Tuesday, April 26, 2011

Tubungan, All Set for the 10th TUBONG-TUBONG Festival


The 73rd Foundation Anniversary of Tubungan with its annual Tubong-Tubong Festival promise to kick start the month of flowers with a remarkable combination of music, dance and theater on April 27-May 1, 2011. Eight contesting tribes coming from the councilor’s district will put their creativity to work for its annual Tribal Dance Drama competition on May 1 at 8 a.m.

This year's celebration with theme: “Ikasarang Ko, Itubong Ko” (My Capacities, My Contribution) is reflected in their five-day series of activities which are mainly focused on the capacity of Tubunganons in contributing, cooperating and showcasing their local talents and abilities in promoting their town.

Tubong-Tubong is derived from the word 'tubong,' a term used in gambling or in games, meaning 'to add,' 'to contribute' or 'to chip-in' to the original bet. The Spanish Laws of the Indies requires a place to have a certain number in terms of population in order to be recognized as a town.

The Laws of the Indies are the entire body of laws issued by the Spanish Crown for its Philippine possessions of its empire. They regulated social, political and economic life in the area. Its main emphasis is in guiding and regularing the establishment of presidios or military towns, missions, and pueblos or civilian towns. It is a comprehensive guide composed of 148 ordinances to aid colonists in locating, building, and populating settlements. Signed in 1573, the Laws of the Indies are seen as the first wide-ranging guidelines towards design and development of communities. One of its rules stated that colonists who should want to make a commitment to building a new settlement in the form and manner already prescribed, be it of more or less than 30 neighbors, (know that) it should be of no less than twelve persons and be awarded the authorization and territory in accordance with the prescribed conditions.

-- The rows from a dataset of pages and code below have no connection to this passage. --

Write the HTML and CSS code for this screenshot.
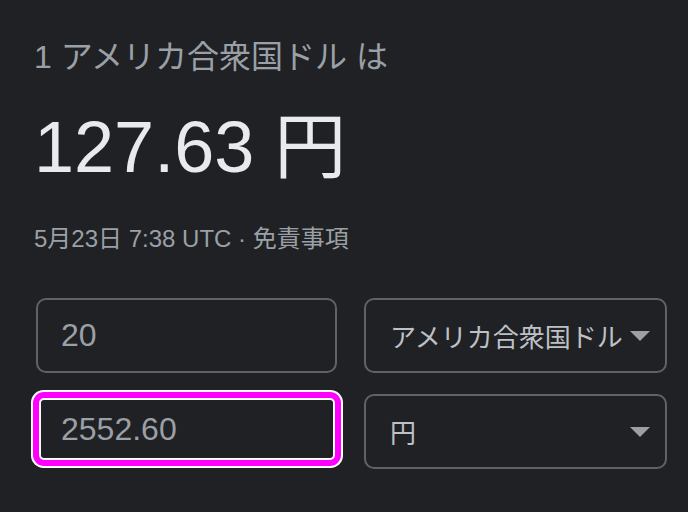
FILE: index.html
```html
<!DOCTYPE html>
<html lang="ja">
<head>
<meta charset="utf-8">
<title>通貨換算</title>
<link rel="stylesheet" href="styles.css">
</head>
<body>
<main class="card">
  <div class="title">1 アメリカ合衆国ドル は</div>
  <div class="result">127.63 円</div>
  <div class="meta">5月23日 7:38 UTC · 免責事項</div>
  <div class="grid">
    <div class="cell">
      <input class="amount" type="text" value="20">
    </div>
    <div class="select" role="listbox">
      <span class="select-label">アメリカ合衆国ドル</span>
      <svg class="arrow" width="20" height="10" viewBox="0 0 20 10"><polygon points="0,0 20,0 10,10"/></svg>
    </div>
    <div class="cell">
      <input class="amount focused" type="text" value="2552.60">
    </div>
    <div class="select" role="listbox">
      <span class="select-label">円</span>
      <svg class="arrow" width="20" height="10" viewBox="0 0 20 10"><polygon points="0,0 20,0 10,10"/></svg>
    </div>
  </div>
</main>
</body>
</html>
```

FILE: styles.css
```css
html, body {
  margin: 0;
  padding: 0;
  background: #202124;
}

body {
  font-family: "Liberation Sans", "Noto Sans CJK JP", sans-serif;
  width: 688px;
  height: 512px;
  overflow: hidden;
}

.card {
  padding: 37px 21px 0 34px;
}

.title {
  font-size: 32px;
  line-height: 40px;
  color: #9aa0a6;
  white-space: nowrap;
}

.result {
  margin-top: 30px;
  font-size: 72px;
  line-height: 80px;
  color: #e8eaed;
  white-space: nowrap;
}

.meta {
  margin-top: 37px;
  font-size: 24px;
  line-height: 30px;
  color: #9aa0a6;
  white-space: nowrap;
}

.grid {
  margin-top: 44px;
  margin-left: 2px;
  display: grid;
  grid-template-columns: 301px 303px;
  grid-template-rows: 75px 75px;
  column-gap: 27px;
  row-gap: 21px;
}

.cell {
  display: flex;
}

.amount {
  flex: 1;
  min-width: 0;
  box-sizing: border-box;
  margin: 0;
  border: 2px solid #5f6368;
  border-radius: 10px;
  background: #202124;
  color: #9aa0a6;
  font-family: "Liberation Sans", sans-serif;
  font-size: 32px;
  padding: 0 0 0 23px;
  outline: none;
}

.amount.focused {
  margin: 4px 2px 9px 3px;
  border: 2px solid #ffffff;
  border-radius: 5px;
  padding-left: 20px;
  box-shadow: 0 0 0 6px #ff00ff, 0 0 0 8px #ffffff;
}

.select {
  box-sizing: border-box;
  border: 2px solid #5f6368;
  border-radius: 10px;
  display: flex;
  align-items: center;
  padding: 0 15px 0 24px;
  gap: 8px;
  color: #bdc1c6;
  font-size: 26px;
}

.select-label {
  flex: 1;
  white-space: nowrap;
  overflow: hidden;
}

.arrow {
  flex: none;
  fill: #9aa0a6;
}
```
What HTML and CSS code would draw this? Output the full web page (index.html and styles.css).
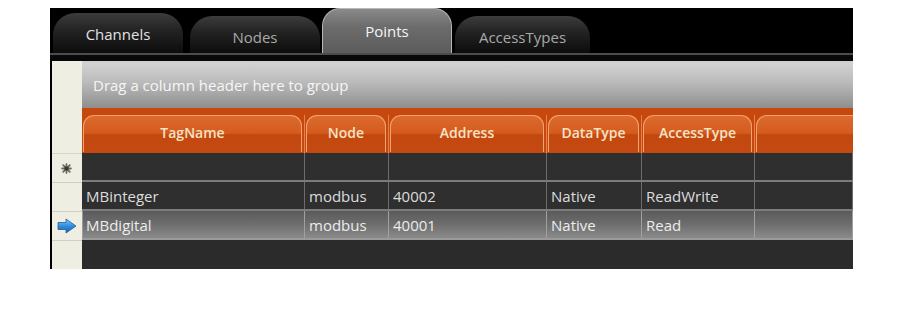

And to comply with this requirement, people from neighboring towns were recruited and encouraged to settle in Tin-an, the original town of Tubungan. Its recognition as a town during the Spanish regime was made possible through tubong-tubong in terms of population.

Tubungan continues to celebrate its proud heritage every year with its annual Tubong-Tubong Festival, now on its 10th year. It is a favorite with Tubunganons, as the occasion calls for more entertainment than any other time of the year. It is the year's most important community activity. Family members gather in the poblacion, traveling from across far-flung mountain barangays to spend the celebration in each other's company.

Tubunganons with its Tubong-Tubong Festival do not make any claims of being the grandest, the loudest, the most fun or the most colorful––they just do what they do, and do it in a way that keeps their visitors coming back.

Central to its festival success for the last ten years is a genuine story, a tale of building something up from humble beginnings, and of finding ways to innovate and grow in an increasingly crowded market, while still maintaining the intimacy and vision that made people come in the first place.